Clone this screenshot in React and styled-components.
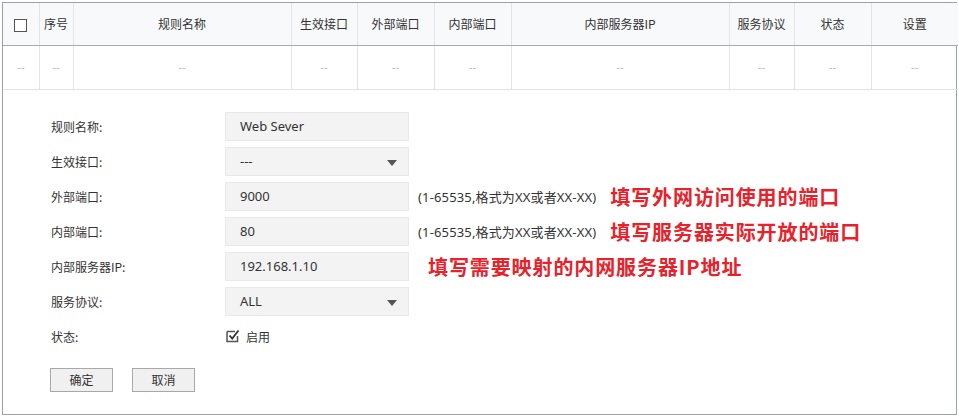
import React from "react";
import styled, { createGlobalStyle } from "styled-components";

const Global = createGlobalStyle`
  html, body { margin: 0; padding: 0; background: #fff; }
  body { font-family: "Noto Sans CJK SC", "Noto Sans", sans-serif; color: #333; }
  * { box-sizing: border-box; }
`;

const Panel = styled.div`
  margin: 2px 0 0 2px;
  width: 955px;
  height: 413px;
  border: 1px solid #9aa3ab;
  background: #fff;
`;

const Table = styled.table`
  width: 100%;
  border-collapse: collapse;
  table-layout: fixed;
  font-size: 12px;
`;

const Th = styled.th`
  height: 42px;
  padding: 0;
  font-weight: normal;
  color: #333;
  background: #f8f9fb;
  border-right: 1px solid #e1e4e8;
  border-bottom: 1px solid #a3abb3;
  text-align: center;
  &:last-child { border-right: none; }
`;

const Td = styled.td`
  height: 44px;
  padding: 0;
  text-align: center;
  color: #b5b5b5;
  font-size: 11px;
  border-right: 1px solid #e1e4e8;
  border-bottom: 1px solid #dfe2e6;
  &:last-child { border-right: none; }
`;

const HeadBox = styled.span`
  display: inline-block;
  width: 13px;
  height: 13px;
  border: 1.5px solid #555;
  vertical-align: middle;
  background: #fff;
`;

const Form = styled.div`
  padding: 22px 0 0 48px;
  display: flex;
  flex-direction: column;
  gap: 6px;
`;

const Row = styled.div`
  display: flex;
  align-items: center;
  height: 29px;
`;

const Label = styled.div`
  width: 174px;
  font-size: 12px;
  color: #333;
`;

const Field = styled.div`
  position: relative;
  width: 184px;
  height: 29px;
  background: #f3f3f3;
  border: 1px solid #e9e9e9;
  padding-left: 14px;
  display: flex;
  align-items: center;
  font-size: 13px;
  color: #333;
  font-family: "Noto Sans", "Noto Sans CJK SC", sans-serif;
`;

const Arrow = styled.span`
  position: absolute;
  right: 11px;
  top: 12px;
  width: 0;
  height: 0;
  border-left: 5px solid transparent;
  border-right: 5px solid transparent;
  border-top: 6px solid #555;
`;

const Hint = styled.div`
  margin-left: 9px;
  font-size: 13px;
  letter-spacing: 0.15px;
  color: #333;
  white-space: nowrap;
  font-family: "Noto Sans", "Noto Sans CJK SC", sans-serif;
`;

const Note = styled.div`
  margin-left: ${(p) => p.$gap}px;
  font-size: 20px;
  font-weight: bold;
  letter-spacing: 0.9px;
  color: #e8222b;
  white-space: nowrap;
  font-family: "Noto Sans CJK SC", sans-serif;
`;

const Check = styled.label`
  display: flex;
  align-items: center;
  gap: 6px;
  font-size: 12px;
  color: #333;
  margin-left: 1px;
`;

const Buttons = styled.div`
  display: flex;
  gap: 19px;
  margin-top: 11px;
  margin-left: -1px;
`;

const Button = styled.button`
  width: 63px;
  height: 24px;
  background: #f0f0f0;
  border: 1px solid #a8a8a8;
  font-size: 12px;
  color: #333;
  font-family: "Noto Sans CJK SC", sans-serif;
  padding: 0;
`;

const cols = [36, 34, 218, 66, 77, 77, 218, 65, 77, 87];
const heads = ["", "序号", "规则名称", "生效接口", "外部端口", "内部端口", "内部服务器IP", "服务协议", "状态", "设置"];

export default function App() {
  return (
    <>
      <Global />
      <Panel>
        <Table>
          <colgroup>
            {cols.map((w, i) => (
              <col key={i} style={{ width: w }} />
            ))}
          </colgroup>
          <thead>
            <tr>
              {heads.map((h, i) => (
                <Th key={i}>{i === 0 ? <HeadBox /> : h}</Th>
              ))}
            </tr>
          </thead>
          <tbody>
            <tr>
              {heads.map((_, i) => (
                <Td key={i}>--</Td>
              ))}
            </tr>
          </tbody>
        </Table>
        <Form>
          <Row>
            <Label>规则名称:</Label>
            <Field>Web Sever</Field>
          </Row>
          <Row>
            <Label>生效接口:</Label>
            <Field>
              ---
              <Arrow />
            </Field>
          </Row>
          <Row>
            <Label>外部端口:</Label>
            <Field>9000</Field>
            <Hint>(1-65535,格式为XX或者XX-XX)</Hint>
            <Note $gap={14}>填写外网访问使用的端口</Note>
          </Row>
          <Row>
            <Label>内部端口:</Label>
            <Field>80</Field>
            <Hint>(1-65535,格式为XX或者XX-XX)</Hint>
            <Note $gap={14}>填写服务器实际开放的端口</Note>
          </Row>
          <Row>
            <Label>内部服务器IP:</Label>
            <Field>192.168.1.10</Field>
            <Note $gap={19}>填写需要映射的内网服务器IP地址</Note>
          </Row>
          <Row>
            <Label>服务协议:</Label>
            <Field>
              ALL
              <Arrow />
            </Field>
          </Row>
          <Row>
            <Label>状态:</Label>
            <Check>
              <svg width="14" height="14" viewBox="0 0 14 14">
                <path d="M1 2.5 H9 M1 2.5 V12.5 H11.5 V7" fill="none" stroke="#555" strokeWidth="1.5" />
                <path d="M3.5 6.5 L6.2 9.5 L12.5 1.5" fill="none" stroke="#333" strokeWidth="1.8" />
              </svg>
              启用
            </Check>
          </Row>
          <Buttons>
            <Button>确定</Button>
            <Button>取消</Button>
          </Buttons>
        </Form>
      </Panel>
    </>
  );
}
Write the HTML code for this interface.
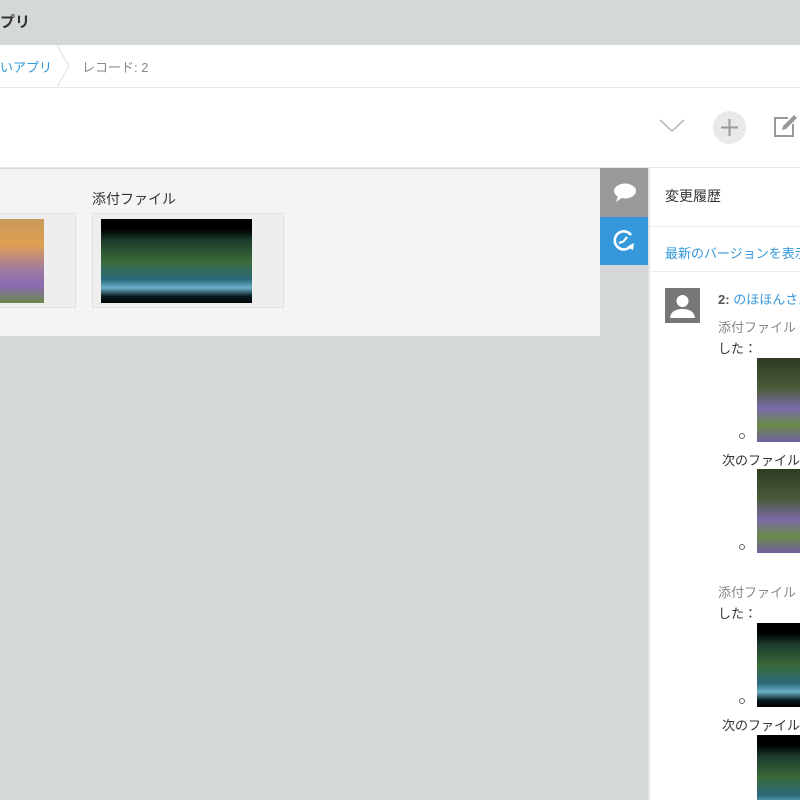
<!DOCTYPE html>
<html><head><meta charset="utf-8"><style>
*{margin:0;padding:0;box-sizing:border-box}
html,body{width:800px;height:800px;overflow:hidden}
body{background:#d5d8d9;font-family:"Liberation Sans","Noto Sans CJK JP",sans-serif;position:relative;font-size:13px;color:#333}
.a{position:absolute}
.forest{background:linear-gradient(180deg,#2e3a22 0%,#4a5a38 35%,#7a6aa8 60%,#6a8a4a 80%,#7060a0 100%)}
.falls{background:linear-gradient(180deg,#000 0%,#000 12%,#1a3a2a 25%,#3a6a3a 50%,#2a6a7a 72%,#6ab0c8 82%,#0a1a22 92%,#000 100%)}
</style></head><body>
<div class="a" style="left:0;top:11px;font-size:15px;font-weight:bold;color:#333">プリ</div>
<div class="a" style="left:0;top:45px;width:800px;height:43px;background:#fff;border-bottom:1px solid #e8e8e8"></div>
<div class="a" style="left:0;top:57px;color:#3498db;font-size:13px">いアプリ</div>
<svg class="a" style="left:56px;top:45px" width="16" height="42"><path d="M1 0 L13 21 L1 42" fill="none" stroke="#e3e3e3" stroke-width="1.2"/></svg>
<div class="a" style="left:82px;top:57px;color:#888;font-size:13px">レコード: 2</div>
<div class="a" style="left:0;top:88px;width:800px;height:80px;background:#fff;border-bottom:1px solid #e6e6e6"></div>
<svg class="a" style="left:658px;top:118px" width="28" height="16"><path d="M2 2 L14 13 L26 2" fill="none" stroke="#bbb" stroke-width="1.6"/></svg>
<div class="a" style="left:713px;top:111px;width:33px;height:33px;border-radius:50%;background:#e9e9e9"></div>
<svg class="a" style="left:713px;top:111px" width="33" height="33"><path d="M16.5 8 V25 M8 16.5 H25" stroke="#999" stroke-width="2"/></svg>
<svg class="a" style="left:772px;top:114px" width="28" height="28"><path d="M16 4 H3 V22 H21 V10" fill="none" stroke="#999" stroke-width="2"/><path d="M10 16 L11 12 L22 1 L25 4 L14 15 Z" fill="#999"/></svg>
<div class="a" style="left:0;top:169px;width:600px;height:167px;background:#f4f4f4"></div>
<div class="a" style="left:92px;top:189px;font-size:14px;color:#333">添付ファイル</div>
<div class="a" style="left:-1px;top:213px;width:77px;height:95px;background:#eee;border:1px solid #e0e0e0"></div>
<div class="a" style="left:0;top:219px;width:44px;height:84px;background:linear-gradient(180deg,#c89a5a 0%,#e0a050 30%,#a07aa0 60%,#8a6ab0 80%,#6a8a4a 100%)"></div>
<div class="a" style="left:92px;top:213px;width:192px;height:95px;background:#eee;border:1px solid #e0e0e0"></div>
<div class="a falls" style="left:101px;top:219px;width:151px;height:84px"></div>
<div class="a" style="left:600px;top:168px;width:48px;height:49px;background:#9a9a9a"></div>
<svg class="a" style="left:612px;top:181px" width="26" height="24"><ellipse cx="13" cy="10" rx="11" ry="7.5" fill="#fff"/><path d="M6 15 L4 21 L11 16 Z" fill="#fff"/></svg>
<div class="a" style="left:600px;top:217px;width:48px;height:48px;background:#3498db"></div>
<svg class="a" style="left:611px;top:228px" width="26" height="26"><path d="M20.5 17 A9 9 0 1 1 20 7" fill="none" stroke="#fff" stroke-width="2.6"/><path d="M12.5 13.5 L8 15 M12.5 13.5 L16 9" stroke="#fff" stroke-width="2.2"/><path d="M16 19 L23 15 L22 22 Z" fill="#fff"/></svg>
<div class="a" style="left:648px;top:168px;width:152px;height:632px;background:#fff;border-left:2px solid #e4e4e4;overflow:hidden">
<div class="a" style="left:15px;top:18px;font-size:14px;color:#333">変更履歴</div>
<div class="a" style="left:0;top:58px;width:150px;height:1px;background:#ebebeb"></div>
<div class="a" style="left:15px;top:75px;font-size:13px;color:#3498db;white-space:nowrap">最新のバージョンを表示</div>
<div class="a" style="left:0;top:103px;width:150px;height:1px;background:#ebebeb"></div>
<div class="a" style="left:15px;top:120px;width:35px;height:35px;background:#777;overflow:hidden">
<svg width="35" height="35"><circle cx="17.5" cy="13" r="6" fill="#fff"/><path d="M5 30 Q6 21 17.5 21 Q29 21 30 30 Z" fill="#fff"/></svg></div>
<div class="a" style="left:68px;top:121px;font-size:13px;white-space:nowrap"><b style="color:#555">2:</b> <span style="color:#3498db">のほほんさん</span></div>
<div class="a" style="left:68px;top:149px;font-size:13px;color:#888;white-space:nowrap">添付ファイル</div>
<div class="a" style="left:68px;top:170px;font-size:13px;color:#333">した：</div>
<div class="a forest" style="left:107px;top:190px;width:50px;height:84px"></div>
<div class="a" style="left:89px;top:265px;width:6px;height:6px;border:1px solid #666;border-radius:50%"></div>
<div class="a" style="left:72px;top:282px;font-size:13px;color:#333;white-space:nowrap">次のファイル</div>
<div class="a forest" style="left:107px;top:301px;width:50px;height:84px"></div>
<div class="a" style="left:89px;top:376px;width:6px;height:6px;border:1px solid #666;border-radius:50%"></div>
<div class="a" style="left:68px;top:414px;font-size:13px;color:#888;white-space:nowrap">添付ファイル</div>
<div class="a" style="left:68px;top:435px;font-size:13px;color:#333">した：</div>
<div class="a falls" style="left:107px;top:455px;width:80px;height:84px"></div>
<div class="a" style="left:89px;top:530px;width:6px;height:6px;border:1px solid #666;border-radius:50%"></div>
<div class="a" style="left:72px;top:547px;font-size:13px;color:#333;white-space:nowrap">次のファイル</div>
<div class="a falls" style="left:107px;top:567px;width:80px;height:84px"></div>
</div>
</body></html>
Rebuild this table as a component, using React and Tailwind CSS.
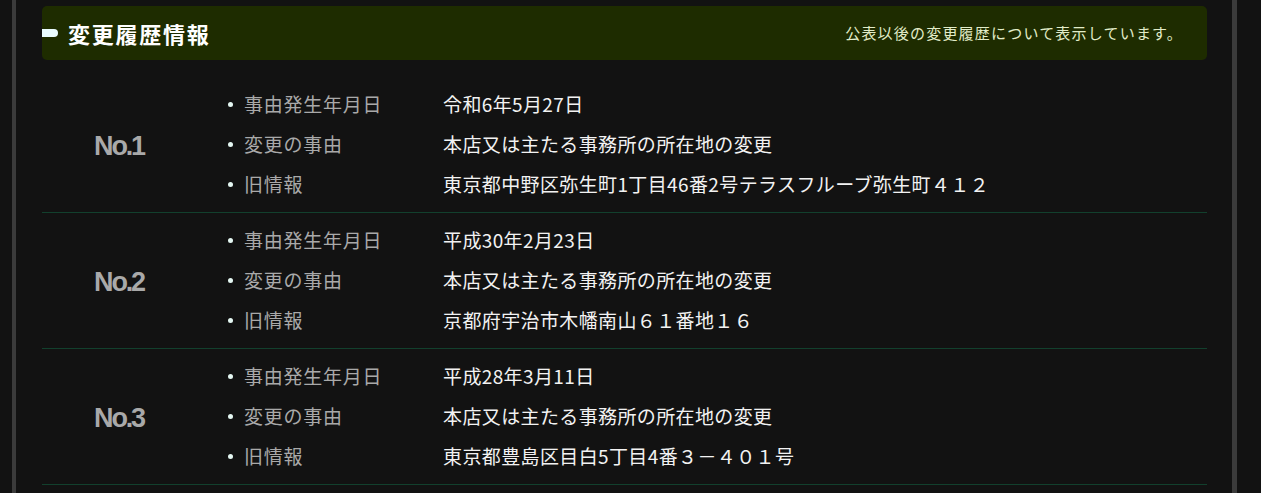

== Goal ==
Which lines contain the word "components"? Copy each one.

== Written answer ==
Clone this screenshot in React and styled-components.
import styled, { createGlobalStyle } from "styled-components";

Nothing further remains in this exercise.